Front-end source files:

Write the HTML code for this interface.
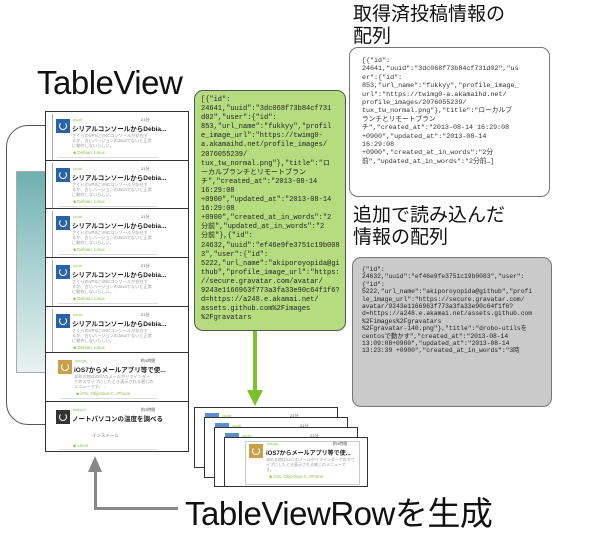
<!DOCTYPE html>
<html><head><meta charset="utf-8"><style>
*{margin:0;padding:0;box-sizing:border-box}
body{width:600px;height:550px;background:#fff;position:relative;overflow:hidden;font-family:"Liberation Sans","Noto Sans CJK JP",sans-serif}
.a{position:absolute}
.row{position:absolute;left:45px;width:144px;border:1.5px solid #333;background:#fff}
.av{position:absolute;left:10px;top:7px;width:14px;height:14px;background:#2a62a8}
.av:after{content:"";position:absolute;left:3px;top:3px;width:6px;height:6px;border:1.5px solid #fff;border-radius:50%;border-top-color:transparent}
.nm{position:absolute;left:27px;top:5px;font-size:4px;color:#8bc34a}
.tm{position:absolute;left:95px;top:5px;font-size:4px;color:#555}
.tt{position:absolute;left:26px;top:11px;font-size:6.5px;font-weight:bold;color:#222;white-space:nowrap}
.ds{position:absolute;left:26px;top:21px;font-size:4.2px;line-height:5px;color:#999;width:80px}
.tg{position:absolute;left:27px;top:38px;font-size:4.5px;color:#8bc34a}
.ln{position:absolute;left:6px;top:2px;width:1px;height:46px;background:#aaa}
.bt{position:absolute;left:12px;right:30px;top:45px;height:1px;background:#ddd}
pre{font-family:"Liberation Mono","Noto Sans CJK JP",monospace;white-space:pre}
.h{font-size:19px;line-height:22px;color:#111;font-family:"Liberation Sans","Noto Sans CJK JP",sans-serif}
</style></head><body>

<div class="a" style="left:37px;top:64px;font-size:33px;color:#111;letter-spacing:-0.5px">TableView</div>

<!-- phone -->
<div class="a" style="left:6px;top:125px;width:160px;height:300px;border:1px solid #555;border-radius:22px"></div>
<div class="a" style="left:16px;top:171px;width:142px;height:202px;border:1px solid #aaa;background:linear-gradient(180deg,#6fb0b0 0%,#a8d0d0 45%,#e8f2f2 100%)"></div>
<div class="a" style="left:74px;top:398px;width:26px;height:18px;border:1px solid #bbb;border-radius:4px"></div>

<div class="row" style="top:111px;height:51px"><div class="ln"></div><div class="av"></div><div class="nm">yuuki</div><div class="tm">21分</div><div class="tt">シリアルコンソールからDebia...</div><div class="ds">さくらのVPSにVNCコンソールが存在するが、古いバージョンのJavaでないと正常に動作しないらしい。</div><div class="tg">⬥ Debian, Linux</div><div class="bt"></div></div>
<div class="row" style="top:160px;height:50px"><div class="ln"></div><div class="av"></div><div class="nm">yuuki</div><div class="tm">21分</div><div class="tt">シリアルコンソールからDebia...</div><div class="ds">さくらのVPSにVNCコンソールが存在するが、古いバージョンのJavaでないと正常に動作しないらしい。</div><div class="tg">⬥ Debian, Linux</div><div class="bt"></div></div>
<div class="row" style="top:208px;height:51px"><div class="ln"></div><div class="av"></div><div class="nm">yuuki</div><div class="tm">21分</div><div class="tt">シリアルコンソールからDebia...</div><div class="ds">さくらのVPSにVNCコンソールが存在するが、古いバージョンのJavaでないと正常に動作しないらしい。</div><div class="tg">⬥ Debian, Linux</div><div class="bt"></div></div>
<div class="row" style="top:257px;height:51px"><div class="ln"></div><div class="av"></div><div class="nm">yuuki</div><div class="tm">21分</div><div class="tt">シリアルコンソールからDebia...</div><div class="ds">さくらのVPSにVNCコンソールが存在するが、古いバージョンのJavaでないと正常に動作しないらしい。</div><div class="tg">⬥ Debian, Linux</div><div class="bt"></div></div>
<div class="row" style="top:306px;height:48px"><div class="ln"></div><div class="av"></div><div class="nm">yuuki</div><div class="tm">21分</div><div class="tt">シリアルコンソールからDebia...</div><div class="ds">さくらのVPSにVNCコンソールが存在するが、古いバージョンのJavaでないと正常に動作しないらしい。</div><div class="tg">⬥ Debian, Linux</div><div class="bt"></div></div>
<div class="row" style="top:352px;height:51px"><div class="av" style="background:#c9a04a;left:12px"></div><div class="nm" style="left:29px">yuuga_</div><div class="tm">約4時間</div><div class="tt" style="left:28px">iOS7からメールアプリ等で使...</div><div class="ds" style="left:28px">求める物はiOS7のメールやリマインダーでのスワイプにしたとき表示される感じのメニューです。...</div><div class="tg" style="left:30px">⬥ iOS, Objective-C, iPhone</div><div class="bt" style="left:14px"></div></div>
<div class="row" style="top:401px;height:51px"><div class="av" style="background:#333;left:10px;top:8px"></div><div class="nm">tukiyo3</div><div class="tm">約2時間</div><div class="tt">ノートパソコンの温度を調べる</div><div class="a" style="left:46px;top:31px;font-size:4.5px;color:#777">インストール</div><div class="tg" style="top:41px">⬥ Linux</div><div class="bt" style="top:47px"></div></div>

<!-- green box -->
<div class="a" style="left:194px;top:90px;width:152px;height:241px;background:#b6dc80;border:1.5px solid #555;border-radius:9px"></div>
<pre class="a" style="left:201px;top:96px;font-size:7px;line-height:9.1px;color:#222">[{"id":
24641,"uuid":"3dc068f73b84cf731
d02","user":{"id":
853,"url_name":"fukkyy","profil
e_image_url":"https://twimg0-
a.akamaihd.net/profile_images/
2076055239/
tux_tw_normal.png"},"title":"ロ
ーカルブランチとリモートブラン
チ","created_at":"2013-08-14
16:29:08
+0900","updated_at":"2013-08-14
16:29:08
+0900","created_at_in_words":"2
分前","updated_at_in_words":"2
分前"},{"id":
24632,"uuid":"ef46e9fe3751c19b008
3","user":{"id":
5222,"url_name":"akiporoyopida@gi
thub","profile_image_url":"https:
//secure.gravatar.com/avatar/
9243e1166963f773a3fa33e90c64f1f6?
d=https://a248.e.akamai.net/
assets.github.com%2Fimages
%2Fgravatars</pre>
<div class="a" style="left:253px;top:331px;width:4px;height:62px;background:#7cc02e"></div>
<div class="a" style="left:247px;top:390px;width:0;height:0;border-left:8px solid transparent;border-right:8px solid transparent;border-top:16px solid #7cc02e"></div>

<!-- right top -->
<div class="a h" style="left:353px;top:4px">取得済投稿情報の<br>配列</div>
<div class="a" style="left:349px;top:47px;width:201px;height:150px;border:1px solid #777;border-radius:9px;background:#fff"></div>
<pre class="a" style="left:362px;top:57px;font-size:6.7px;line-height:8.4px;color:#333">[{"id":
24641,"uuid":"3dc068f73b84cf731d02","us
er":{"id":
853,"url_name":"fukkyy","profile_image_
url":"https://twimg0-a.akamaihd.net/
profile_images/2076055239/
tux_tw_normal.png"},"title":"ローカルブ
ランチとリモートブラン
チ","created_at":"2013-08-14 16:29:08
+0900","updated_at":"2013-08-14
16:29:08
+0900","created_at_in_words":"2分
前","updated_at_in_words":"2分前…]</pre>

<div class="a h" style="left:353px;top:205px">追加で読み込んだ<br>情報の配列</div>
<div class="a" style="left:352px;top:257px;width:200px;height:150px;border:1px solid #777;border-radius:9px;background:#cacaca"></div>
<pre class="a" style="left:362px;top:266px;font-size:6.3px;line-height:7.4px;color:#222">{"id":
24632,"uuid":"ef46e9fe3751c19b0083","user":
{"id":
5222,"url_name":"akiporoyopida@github","profi
le_image_url":"https://secure.gravatar.com/
avatar/9243e1166963f773a3fa33e90c64f1f6?
d=https://a248.e.akamai.net/assets.github.com
%2Fimages%2Fgravatars
%2Fgravatar-140.png"},"title":"drobo-utilsを
centosで動かす","created_at":"2013-08-14
13:09:08+0900","updated_at":"2013-08-14
13:23:39 +0900","created_at_in_words":"3時</pre>

<!-- stacked cards -->
<div class="row" style="left:194px;top:407px;width:144px;height:61px;border-width:1px"><div class="av" style="left:10px;top:5px;background:#5d8ec8"></div><div class="nm">yuuki</div><div class="tm">21分</div></div>
<div class="row" style="left:204px;top:417px;width:144px;height:61px;border-width:1px"><div class="av" style="left:10px;top:5px;background:#5d8ec8"></div><div class="nm">yuuki</div><div class="tm">21分</div></div>
<div class="row" style="left:214px;top:427px;width:144px;height:60px;border-width:1px"><div class="av" style="left:10px;top:5px;background:#5d8ec8"></div><div class="nm">yuuki</div><div class="tm">21分</div></div>
<div class="row" style="left:224px;top:437px;width:144px;height:50px;border-width:1px"><div class="a" style="left:20px;top:3px;width:115px;height:44px;border:1px solid #ccc;background:#fff"></div><div class="av" style="background:#c9a04a;left:24px;top:6px"></div><div class="nm" style="left:42px;top:3px">yuuga_</div><div class="tm" style="left:108px;top:3px">約4時間</div><div class="tt" style="left:41px;top:10px;font-size:6px">iOS7からメールアプリ等で使...</div><div class="ds" style="left:41px;top:19px;width:90px;font-size:4px">求める物はiOS7のメールやリマインダーでのスワイプにしたとき表示される感じのメニューです。...</div><div class="tg" style="left:44px;top:36px">⬥ iOS, Objective-C, iPhone</div></div>

<div class="a" style="left:185px;top:487px;font-size:33px;color:#111;letter-spacing:-0.5px;white-space:nowrap">TableViewRowを生成</div>

<!-- gray arrow -->
<div class="a" style="left:94px;top:507px;width:84px;height:3px;background:#888"></div>
<div class="a" style="left:94px;top:470px;width:3px;height:40px;background:#888"></div>
<div class="a" style="left:88px;top:456px;width:0;height:0;border-left:7px solid transparent;border-right:7px solid transparent;border-bottom:16px solid #888"></div>
</body></html>
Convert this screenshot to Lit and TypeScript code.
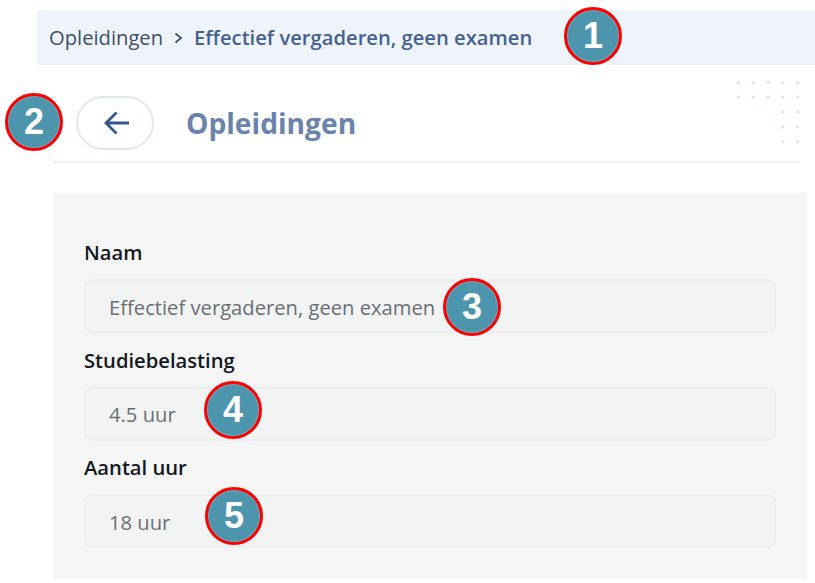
import {LitElement, css, html, svg} from 'lit';
import {customElement} from 'lit/decorators.js';

const FIELDS = [
  {label: 'Naam', value: 'Effectief vergaderen, geen examen'},
  {label: 'Studiebelasting', value: '4.5 uur'},
  {label: 'Aantal uur', value: '18 uur'},
];

const BADGES = [
  {n: 1, x: 593, y: 36},
  {n: 2, x: 34, y: 122},
  {n: 3, x: 472, y: 307},
  {n: 4, x: 233, y: 410},
  {n: 5, x: 234, y: 516},
];

// decorative dot grid, top row and second row are full, then only two columns
const DOTS: [number, number][] = [];
for (let row = 0; row < 5; row++) {
  for (let col = row < 2 ? 0 : 3; col < 5; col++) {
    DOTS.push([2.5 + col * 14.8, 2.5 + row * 14.8]);
  }
}

@customElement('app-root')
export class AppRoot extends LitElement {
  static styles = css`
    :host {
      display: block;
      position: relative;
      width: 815px;
      height: 583px;
      overflow: hidden;
      background: #fff;
      font-family: 'Open Sans', 'Noto Sans', sans-serif;
    }

    .crumbs {
      display: flex;
      align-items: center;
      height: 55px;
      margin: 10px 0 0 37px;
      padding: 0 0 2px 12px;
      box-sizing: border-box;
      background: #eff4fc;
      font-size: 20.2px;
      color: #3d4f66;
    }

    .crumbs svg {
      margin: 2px 11px 0 10px;
    }

    .crumbs .current {
      color: #45628f;
      font-weight: 600;
    }

    .head {
      display: flex;
      align-items: center;
      height: 98px;
      margin: 0 15px 0 53px;
      padding: 19px 0 0 23px;
      box-sizing: border-box;
      border-bottom: 2px solid #edf1f7;
    }

    .back {
      display: flex;
      align-items: center;
      justify-content: center;
      width: 78px;
      height: 54px;
      box-sizing: border-box;
      border: 2px solid #dfe7f3;
      border-radius: 27px;
      background: #fff;
      padding: 0 0 0 4px;
    }

    h1 {
      margin: 0 0 0 32px;
      font-size: 28.2px;
      font-weight: 700;
      color: #6a83ad;
    }

    .dots {
      position: absolute;
      left: 736px;
      top: 80px;
    }

    .panel {
      display: flex;
      flex-direction: column;
      height: 386px;
      margin: 30px 8px 0 53px;
      padding: 45px 31px 0;
      box-sizing: border-box;
      background: #f5f5f5;
    }

    .label {
      height: 41px;
      line-height: 28px;
      font-size: 20.2px;
      font-weight: 600;
      color: #14181f;
    }

    .value {
      display: flex;
      align-items: center;
      height: 54px;
      margin-bottom: 12.5px;
      padding: 1px 0 0 23px;
      box-sizing: border-box;
      border: 2px solid #ebedee;
      border-radius: 8px;
      background: #f2f3f3;
      font-size: 20.2px;
      color: #6a6e74;
    }

    .badge {
      position: absolute;
      display: flex;
      align-items: center;
      justify-content: center;
      width: 58px;
      height: 58px;
      box-sizing: border-box;
      border: 3px solid #ff0000;
      border-radius: 50%;
      background: #4d94ad;
      box-shadow: inset 0 0 0 1px rgba(255, 255, 255, 0.2);
      color: #fff;
      font-family: 'Liberation Sans', Arial, sans-serif;
      font-size: 36px;
      font-weight: 700;
    }
  `;

  render() {
    return html`
      <nav class="crumbs">
        <span>Opleidingen</span>
        <svg width="10" height="12" viewBox="0 0 10 12" fill="none" stroke="#3d4f66" stroke-width="1.8">
          <path d="M2.5 1.5 L8 6 L2.5 10.5" />
        </svg>
        <span class="current">Effectief vergaderen, geen examen</span>
      </nav>
      <header class="head">
        <button class="back">
          <svg width="28" height="28" viewBox="0 0 28 28" fill="none" stroke="#34568f" stroke-width="2.8">
            <path d="M26 14 H3 M13.5 3.5 L3 14 L13.5 24.5" />
          </svg>
        </button>
        <h1>Opleidingen</h1>
      </header>
      <svg class="dots" width="70" height="70">
        ${DOTS.map(([x, y]) => svg`<rect x=${x - 1.5} y=${y - 1.5} width="3" height="3" fill="#dbe4f6" />`)}
      </svg>
      <section class="panel">
        ${FIELDS.map(
          (f) => html`
            <div class="label">${f.label}</div>
            <div class="value">${f.value}</div>
          `
        )}
      </section>
      ${BADGES.map(
        (b) => html`<div class="badge" style="left:${b.x - 29}px;top:${b.y - 29}px">${b.n}</div>`
      )}
    `;
  }
}
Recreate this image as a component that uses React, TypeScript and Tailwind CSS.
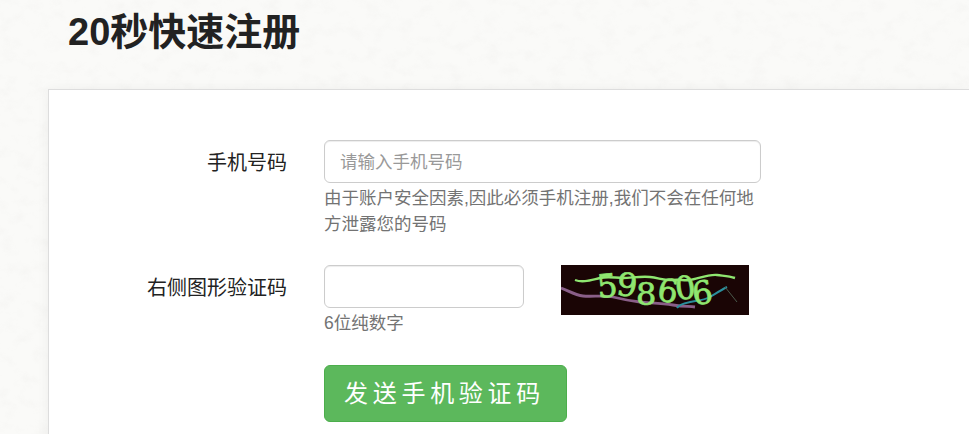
const font = { fontFamily: '"Liberation Sans", "Noto Sans CJK SC", sans-serif' };

// paper texture behind the page
function Paper() {
    return (
        <svg className="absolute inset-0 w-full h-full" aria-hidden="true">
            <filter id="paper">
                <feTurbulence type="fractalNoise" baseFrequency="0.06 0.08" numOctaves="5" seed="7" />
                <feColorMatrix values="0 0 0 0 0.6  0 0 0 0 0.58  0 0 0 0 0.56  1.3 0 0 0 -0.62" />
            </filter>
            <rect width="100%" height="100%" filter="url(#paper)" opacity="0.14" />
        </svg>
    );
}

function Captcha() {
    return (
        <svg width="188" height="50" viewBox="0 0 188 50" className="shrink-0 bg-[#1a0505]">
            <path d="M0 23 C8 26 14 30 22 31 S44 30 52 32 S70 36 79 37 S100 38 112 40 S128 41 134 42" fill="none" stroke="#8a5f88" strokeWidth="2.8" />
            <path d="M116 43 C118 39 124 38 129 37 S144 35 149 32 S160 25 166 22" fill="none" stroke="#2a8f9c" strokeWidth="2" />
            <path d="M164 22 L176 37" fill="none" stroke="#4a5a4c" strokeWidth="1" />
            <path d="M14 15 C22 18 30 15 39 13 S54 13 62 13 S80 11 89 12 S104 16 112 15 S122 16 129 15 S148 9 156 10 S168 11 174 13" fill="none" stroke="#8fe670" strokeWidth="2.4" />
            <g fill="#8fe670" stroke="#8fe670" strokeWidth="0.7" fontFamily='"DejaVu Serif", serif' fontSize="32">
                <text x="36" y="32" transform="rotate(-6 46 20)">5</text>
                <text x="56" y="31" transform="rotate(8 66 20)">9</text>
                <text x="75" y="40">8</text>
                <text x="97" y="37" transform="rotate(10 107 25)">6</text>
                <text x="114" y="34" transform="rotate(-8 124 23)">0</text>
                <text x="131" y="39" transform="rotate(-8 141 27)">6</text>
            </g>
        </svg>
    );
}

export default function App() {
    return (
        <div className="relative h-[434px] overflow-hidden bg-[#fafaf8]" style={font}>
            <Paper />
            <h1 className="relative pl-[68px] pt-[9px] h-[89px] text-[38px] leading-[46px] font-bold text-[#222]">20秒快速注册</h1>

            <div className="relative ml-12 h-[400px] bg-white border-l border-t border-[#ddd] shadow-[0_0_12px_rgba(0,0,0,0.05)] pt-[50px]">
                {/* phone */}
                <div className="flex">
                    <label className="w-[238px] h-[43px] text-right text-[20px] leading-[46px] text-[#222]">手机号码</label>
                    <div className="ml-[37px] w-[437px]">
                        <input
                            placeholder="请输入手机号码"
                            className="block w-full h-[43px] px-[15px] pt-[2px] border border-[#ccc] rounded-md bg-white text-[17.5px] shadow-[inset_0_1px_1px_rgba(0,0,0,0.075)] placeholder:text-[#999] outline-none"
                        />
                        <p className="w-[432px] mt-[2px] text-[17.5px] leading-[26px] text-[#737373]">
                            由于账户安全因素,因此必须手机注册,我们不会在任何地方泄露您的号码
                        </p>
                    </div>
                </div>

                {/* captcha */}
                <div className="flex mt-[28px]">
                    <label className="w-[238px] h-[43px] text-right text-[20px] leading-[46px] text-[#222]">右侧图形验证码</label>
                    <div className="ml-[37px] w-[200px]">
                        <input className="block w-full h-[43px] px-[15px] border border-[#ccc] rounded-md bg-white shadow-[inset_0_1px_1px_rgba(0,0,0,0.075)] outline-none" />
                        <p className="mt-[2px] text-[17.5px] leading-[26px] text-[#737373]">6位纯数字</p>
                    </div>
                    <div className="ml-[37px]">
                        <Captcha />
                    </div>
                </div>

                <button className="block ml-[275px] mt-[29px] w-[243px] h-[57px] pr-[2px] rounded-md border border-[#4cae4c] bg-[#5cb85c] text-white text-[24px] tracking-[4.7px]">
                    发送手机验证码
                </button>
            </div>
        </div>
    );
}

* What needs to be done *
Leave out every line without the string "TypeScript" and copy the rest.

* Exercise response *
Convert this screenshot to Lit and TypeScript code.
Recreate this image as a component that uses React, TypeScript and Tailwind CSS.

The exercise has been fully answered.